• **Objective**
Give only a count of the lines that include the string "components".

• **Front-end source files**
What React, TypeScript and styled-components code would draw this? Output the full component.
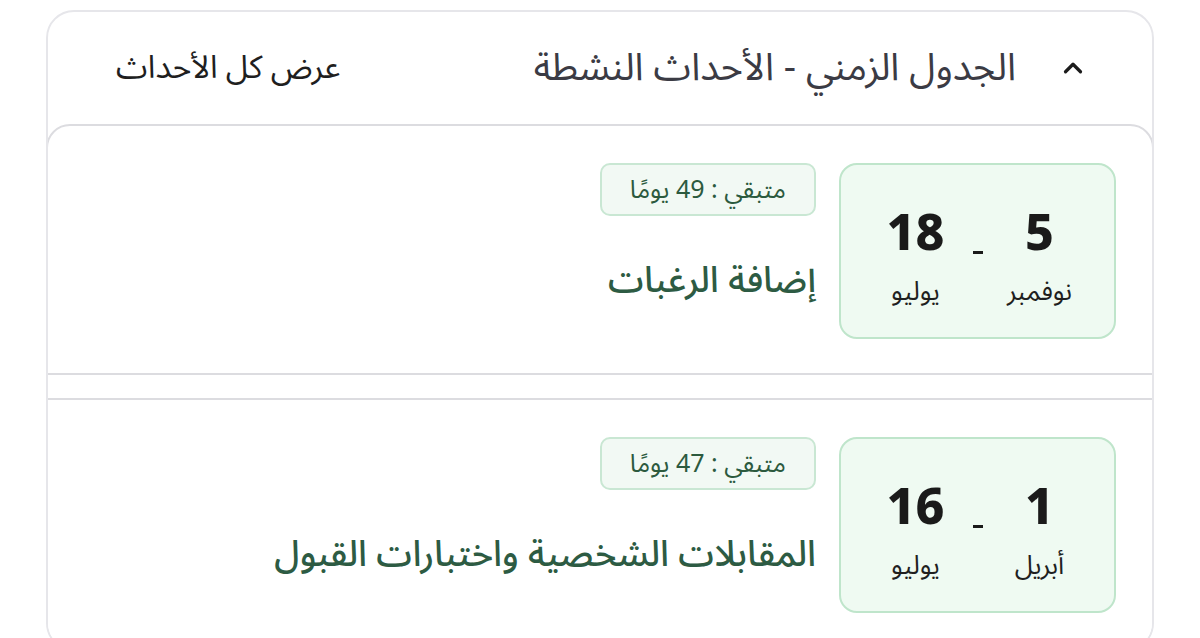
import React from 'react';
import styled, { createGlobalStyle } from 'styled-components';

const GlobalStyle = createGlobalStyle`
  html, body {
    margin: 0;
    padding: 0;
    background: #ffffff;
  }
  body {
    font-family: 'Noto Sans Arabic', 'Noto Sans', 'DejaVu Sans', sans-serif;
  }
`;

const Page = styled.div`
  width: 1200px;
  height: 638px;
  overflow: hidden;
  padding: 10px 46px 0 46px;
  box-sizing: border-box;
  direction: rtl;
`;

const Panel = styled.section`
  border: 2px solid #e6e6ea;
  border-radius: 28px;
  background: #ffffff;
  overflow: hidden;
`;

const Header = styled.header`
  display: flex;
  align-items: center;
  justify-content: space-between;
  height: 112px;
  padding: 0 64px 0 68px;
`;

const HeaderTitle = styled.div`
  display: flex;
  align-items: center;
  gap: 42px;
`;

const Chevron = styled.svg`
  width: 30px;
  height: 30px;
  color: #1c1c1c;
`;

const TitleText = styled.h2`
  margin: 0;
  font-size: 38px;
  font-weight: 400;
  color: #3b3b44;
`;

const ViewAll = styled.a`
  font-size: 32px;
  color: #1f1f1f;
  text-decoration: none;
`;

const EventList = styled.div`
  display: flex;
  flex-direction: column;
  gap: 23px;
`;

const EventCard = styled.article<{ $first?: boolean }>`
  display: flex;
  align-items: flex-start;
  gap: 23px;
  padding: 37px 36px 34px;
  border: 2px solid #dcdce0;
  border-left-width: 0;
  border-right-width: 0;
  border-radius: ${p => (p.$first ? '24px 24px 0 0' : '0')};
  ${p => p.$first && 'border-left-width: 2px; border-right-width: 2px; margin: 0 -2px;'}
  background: #ffffff;
`;

const DateBox = styled.div`
  display: flex;
  align-items: flex-start;
  justify-content: center;
  gap: 17px;
  width: 277px;
  height: 176px;
  box-sizing: border-box;
  padding-top: 41px;
  background: #effaf2;
  border: 2px solid #bfe5cb;
  border-radius: 18px;
`;

const DatePart = styled.div`
  display: flex;
  flex-direction: column;
  align-items: center;
  width: 80px;
`;

const DayNumber = styled.div`
  font-family: 'Noto Sans', 'DejaVu Sans', sans-serif;
  font-size: 50px;
  font-weight: 800;
  line-height: 50px;
  height: 50px;
  color: #1a1a1a;
`;

const MonthName = styled.div`
  margin-top: 18px;
  font-size: 26px;
  line-height: 36px;
  color: #1f1f1f;
  white-space: nowrap;
`;

const Dash = styled.div`
  width: 10px;
  height: 3px;
  margin-top: 45px;
  background: #1a1a1a;
`;

const Details = styled.div`
  display: flex;
  flex-direction: column;
  align-items: flex-start;
  gap: 40px;
`;

const Remaining = styled.div`
  display: flex;
  align-items: center;
  height: 53px;
  box-sizing: border-box;
  padding: 0 28px;
  font-size: 25px;
  color: #2c5a3e;
  background: #f2f9f4;
  border: 2px solid #c9e7d3;
  border-radius: 10px;
`;

const EventTitle = styled.h3`
  margin: 0;
  font-size: 36px;
  line-height: 50px;
  font-weight: 500;
  color: #2d5b43;
`;

interface TimelineEvent {
  id: string;
  startDay: string;
  startMonth: string;
  endDay: string;
  endMonth: string;
  remaining: string;
  title: string;
}

const events: TimelineEvent[] = [
  {
    id: 'wishes',
    startDay: '5',
    startMonth: 'نوفمبر',
    endDay: '18',
    endMonth: 'يوليو',
    remaining: 'متبقي : 49 يومًا',
    title: 'إضافة الرغبات',
  },
  {
    id: 'interviews',
    startDay: '1',
    startMonth: 'أبريل',
    endDay: '16',
    endMonth: 'يوليو',
    remaining: 'متبقي : 47 يومًا',
    title: 'المقابلات الشخصية واختبارات القبول',
  },
];

export default function App() {
  return (
    <Page>
      <GlobalStyle />
      <Panel>
        <Header>
          <HeaderTitle>
            <Chevron viewBox="0 0 24 24" fill="none" stroke="currentColor" strokeWidth={2.6} strokeLinecap="round" strokeLinejoin="round">
              <polyline points="6 15 12 9 18 15" />
            </Chevron>
            <TitleText>الجدول الزمني - الأحداث النشطة</TitleText>
          </HeaderTitle>
          <ViewAll href="#">عرض كل الأحداث</ViewAll>
        </Header>
        <EventList>
          {events.map((ev, i) => (
            <EventCard key={ev.id} $first={i === 0}>
              <DateBox>
                <DatePart>
                  <DayNumber>{ev.startDay}</DayNumber>
                  <MonthName>{ev.startMonth}</MonthName>
                </DatePart>
                <Dash />
                <DatePart>
                  <DayNumber>{ev.endDay}</DayNumber>
                  <MonthName>{ev.endMonth}</MonthName>
                </DatePart>
              </DateBox>
              <Details>
                <Remaining>{ev.remaining}</Remaining>
                <EventTitle>{ev.title}</EventTitle>
              </Details>
            </EventCard>
          ))}
        </EventList>
      </Panel>
    </Page>
  );
}
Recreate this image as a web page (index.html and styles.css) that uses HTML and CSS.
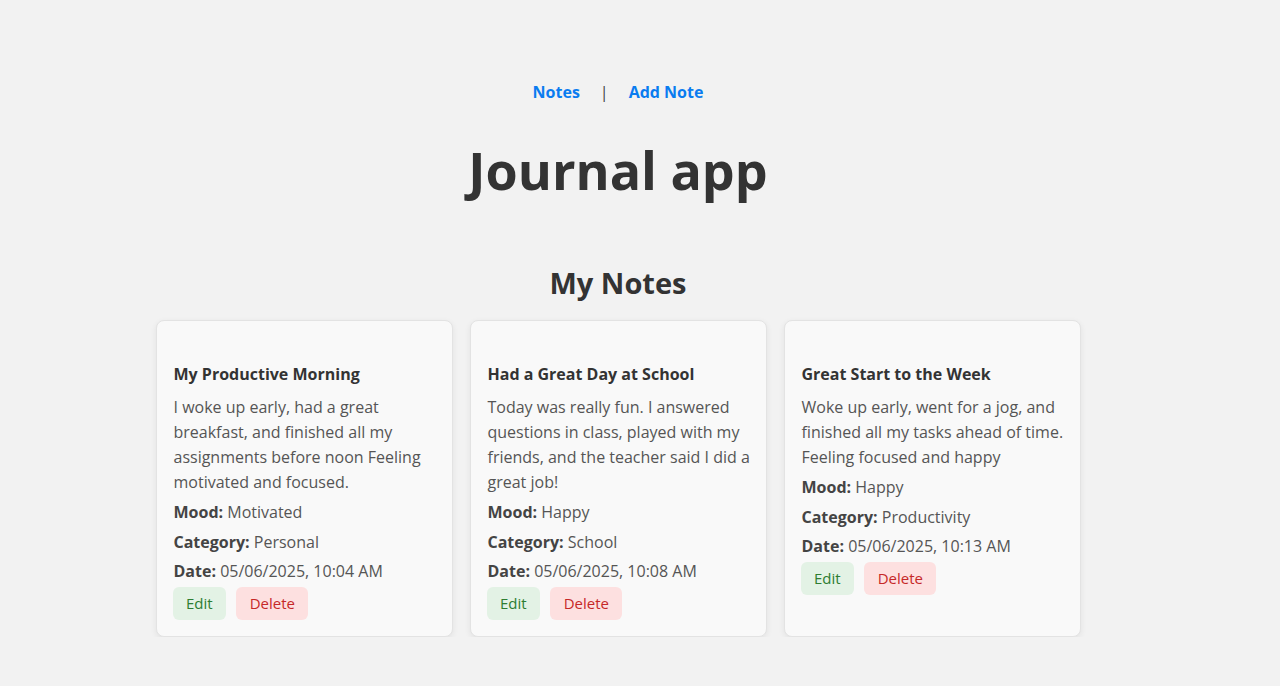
FILE: index.html
```html
<!DOCTYPE html>
<html lang="en">
<head>
<meta charset="utf-8">
<title>Journal app</title>
<link rel="stylesheet" href="styles.css">
</head>
<body>
<div class="page">
  <nav class="nav">
    <a href="#" class="nav-link">Notes</a>
    <span class="sep">|</span>
    <a href="#" class="nav-link">Add Note</a>
  </nav>
  <h1 class="title">Journal app</h1>
  <h2 class="subtitle">My Notes</h2>
  <div class="cards">
    <div class="card">
      <h3 class="card-title">My Productive Morning</h3>
      <p class="desc">I woke up early, had a great breakfast, and finished all my assignments before noon Feeling motivated and focused.</p>
      <p class="meta"><b>Mood:</b> Motivated</p>
      <p class="meta"><b>Category:</b> Personal</p>
      <p class="meta"><b>Date:</b> 05/06/2025, 10:04 AM</p>
      <div class="actions"><button class="btn edit">Edit</button><button class="btn del">Delete</button></div>
    </div>
    <div class="card">
      <h3 class="card-title">Had a Great Day at School</h3>
      <p class="desc">Today was really fun. I answered questions in class, played with my friends, and the teacher said I did a great job!</p>
      <p class="meta"><b>Mood:</b> Happy</p>
      <p class="meta"><b>Category:</b> School</p>
      <p class="meta"><b>Date:</b> 05/06/2025, 10:08 AM</p>
      <div class="actions"><button class="btn edit">Edit</button><button class="btn del">Delete</button></div>
    </div>
    <div class="card">
      <h3 class="card-title">Great Start to the Week</h3>
      <p class="desc">Woke up early, went for a jog, and finished all my tasks ahead of time. Feeling focused and happy</p>
      <p class="meta"><b>Mood:</b> Happy</p>
      <p class="meta"><b>Category:</b> Productivity</p>
      <p class="meta"><b>Date:</b> 05/06/2025, 10:13 AM</p>
      <div class="actions"><button class="btn edit">Edit</button><button class="btn del">Delete</button></div>
    </div>
  </div>
</div>
</body>
</html>
```
FILE: styles.css
```css
* { box-sizing: border-box; }
body {
  margin: 0;
  background: #f2f2f2;
  font-family: "Open Sans", "Noto Sans", sans-serif;
  color: #333;
}
.page {
  width: 1236px;
  text-align: center;
  padding-top: 80px;
}
.nav {
  display: flex;
  justify-content: center;
  align-items: center;
  font-size: 16px;
  font-weight: 700;
  line-height: 24px;
}
.nav-link {
  color: #0a7cf0;
  text-decoration: none;
}
.sep {
  color: #444;
  font-weight: 400;
  margin: 0 20px;
}
.title {
  font-size: 52px;
  font-weight: 700;
  margin: 30px 0 0;
  line-height: 71px;
}
.subtitle {
  font-size: 29px;
  font-weight: 700;
  margin: 58px 0 0;
  line-height: 40px;
}
.cards {
  display: grid;
  grid-template-columns: repeat(3, 297px);
  gap: 17px;
  justify-content: center;
  margin-top: 17px;
  text-align: left;
}
.card {
  background: #f9f9f9;
  border: 1px solid #e3e3e3;
  border-radius: 8px;
  box-shadow: 0 2px 6px rgba(0,0,0,0.07);
  padding: 32px 9px 16px 17px;
}
.card-title {
  font-size: 16px;
  font-weight: 700;
  margin: 10px 0 10px;
  line-height: 22px;
  color: #333;
}
.desc {
  font-size: 16px;
  line-height: 25px;
  color: #555;
  margin: 0 0 6px;
}
.meta {
  font-size: 16px;
  line-height: 22px;
  color: #555;
  margin: 0 0 7.5px;
}
.meta b { color: #444; }
.actions {
  display: flex;
  gap: 10px;
  margin-top: -3px;
  margin-left: -1px;
}
.btn {
  font-family: inherit;
  font-size: 15px;
  font-weight: 500;
  border: none;
  border-radius: 6px;
  height: 33px;
  padding: 0 13.5px;
}
.edit { background: #e3f2e5; color: #2e7d32; }
.del { background: #fde0e0; color: #c62828; }
```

• **Full solution**
2